In India the gurdwara is lit with wick lamps but in Britain Sikhs illuminate their houses as well as the gurdwara, using small electric lights or candles. They place them outside, on window sills, above the door and on garden fences. In places where many Sikhs live the streets are lined with hundreds of lights.
Diwali is celebrated by Hindus too but the stories associated with it are quite different.

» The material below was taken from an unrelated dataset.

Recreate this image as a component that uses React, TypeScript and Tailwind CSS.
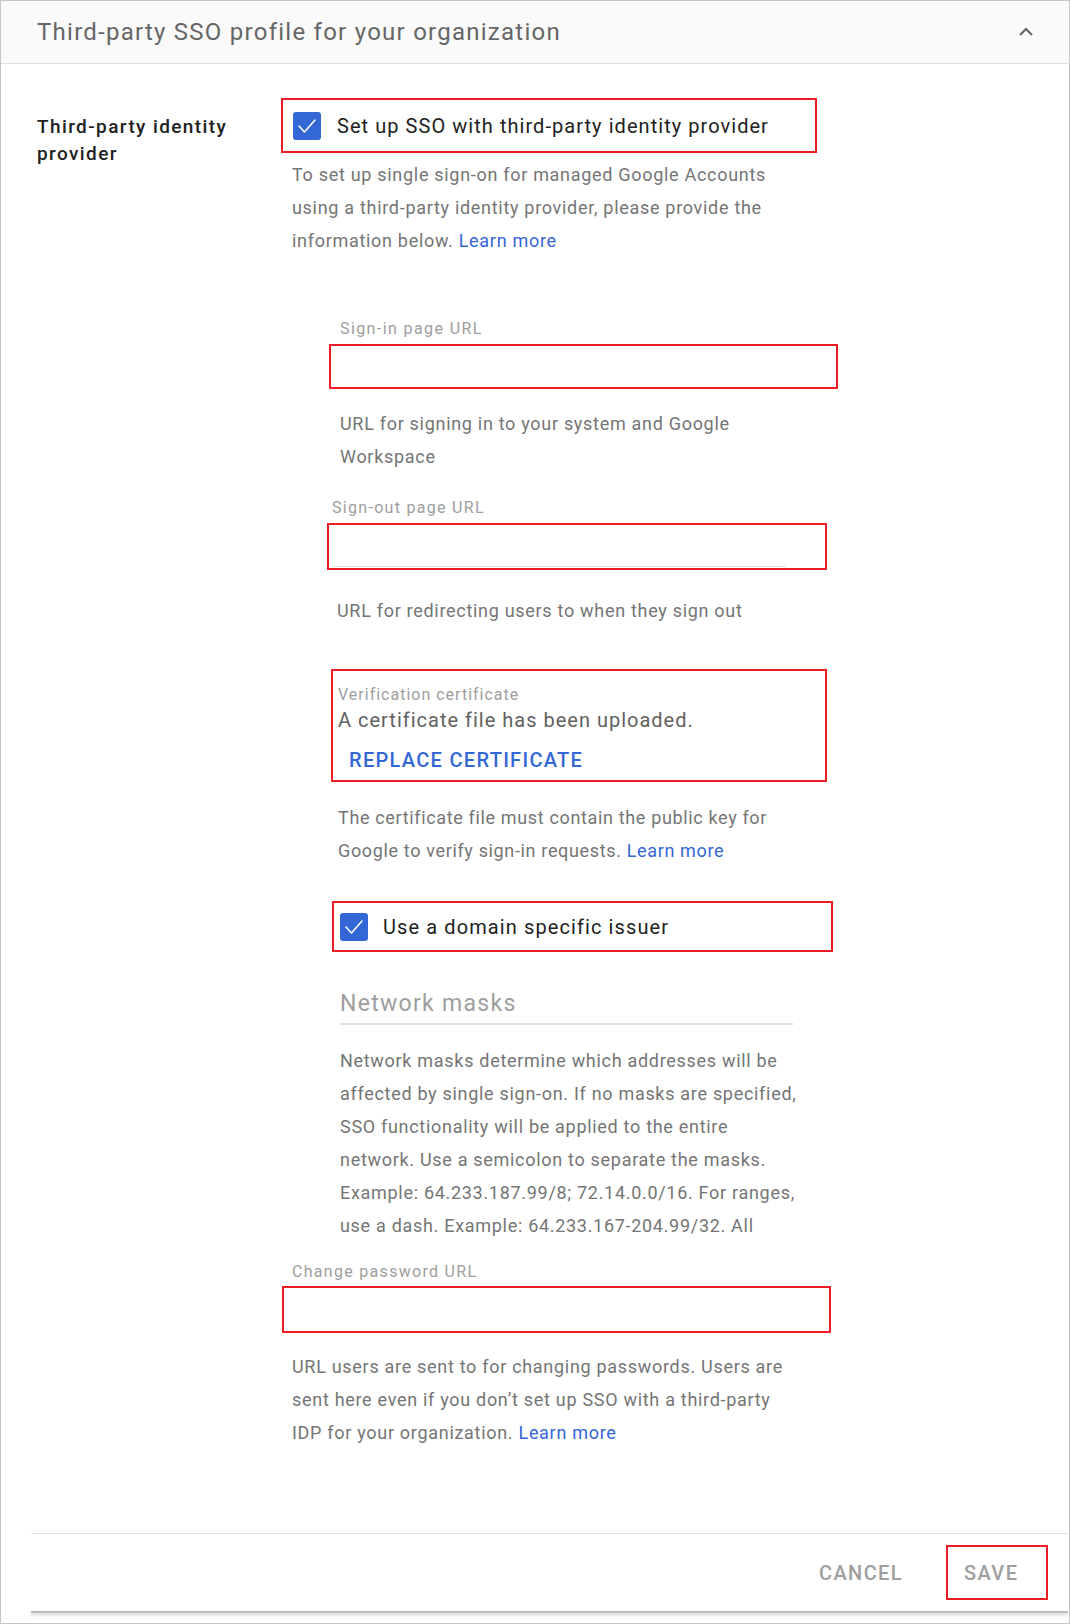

Sikhs remember an incident in the life of Guru Hargobind, the 6th Guru. An officer of the Moghul emperor, Jehangir, had imprisoned him in the fort at Gwalior. His official crime was the non-payment of a fine imposed on his father. But the officer also suspected him of treason because he had raised his own army. Guru Hargobind appealed to the Emperor who examined his case personally. He ordered the release of Hargobind. But 52 Hindu princes were sharing the Guru’s imprisonment and he declared that he would only accept his freedom if they were also released. Jehangir replied that as many princes as could pass through a narrow passage holding on to Hargobind’s clothes would be released. The Guru ordered a cloak with long tassel-like ends to be brought. Everyone of the princes walked to freedom holding on to the train.
These festivals remind Sikhs of importance events in the lives of the Gurus. The birthday of Guru Nanak is celebrated in November and that of Guru Gobind Singh in December. The martyrdom of the fifth Guru, Arjan, is remembered in May or June. Some gurdwaras offer fruit to passers-by on that day. Sikhs also remember the martyrdom of Guru Tengh Bahadur, the ninth Guru, and the sons of Guru Gobind Singh.